En teoría, todos estábamos de acuerdo en que la formación del grupo era una buena solución, pero en la práctica el proyecto se desmoronó en apenas unos meses. En realidad, solo estábamos dispuestos a sustituir unos productos por otros, sin cambiar nada de nuestros hábitos de vida.
Da la impresión de que nos habíamos quedado en lo obvio: la mala calidad de los alimentos y el deterioro de la tierra, olvidándonos de que la red comercial convencional nos ha moldeado de tal manera que nos ha vuelto antojadizos con la cantidad de posibilidades que nos ofrece, y ese afán de abundancia lo trasladamos al grupo de consumo inconscientemente.
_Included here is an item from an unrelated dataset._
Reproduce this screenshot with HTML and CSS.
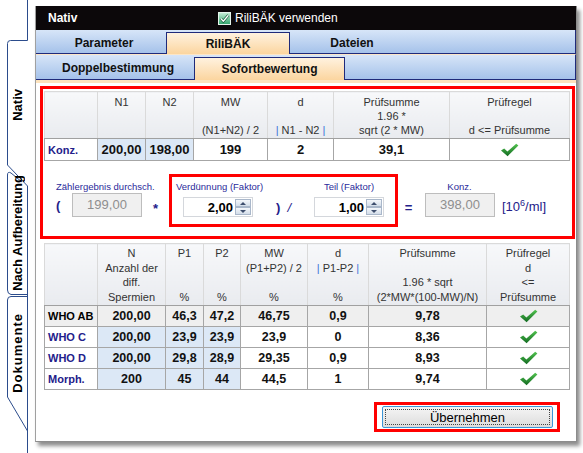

En ningún momento nos preguntamos qué han hecho con nosotros tantos estímulos como hemos recibido de la sociedad de consumo voraz, ni en qué nos hemos convertido. Preguntas a las que resulta fundamental encontrar respuestas antes de poner en marcha cualquier proyecto de cambio, porque no basta con reconocer las causas de los problemas, sino que es importante reconocer que las consecuencias están tan arraigadas en la sociedad como en nosotros mismos, como no podía ser de otra manera, ya que formamos parte de ella.
Éramos un grupo de personas realmente formidables. La mayoría teníamos formación universitaria, don de lenguas y vastos conocimientos en el noble arte de la papiroflexia, y sin embargo, no fuimos capaces de destinar el dinero gastado en bagatelas tecnológicas a la puesta en marcha de un proyecto de vida modesta que nos permitiera tener todo el tiempo del mundo para dedicarlo a crecer como personas y no como individuos.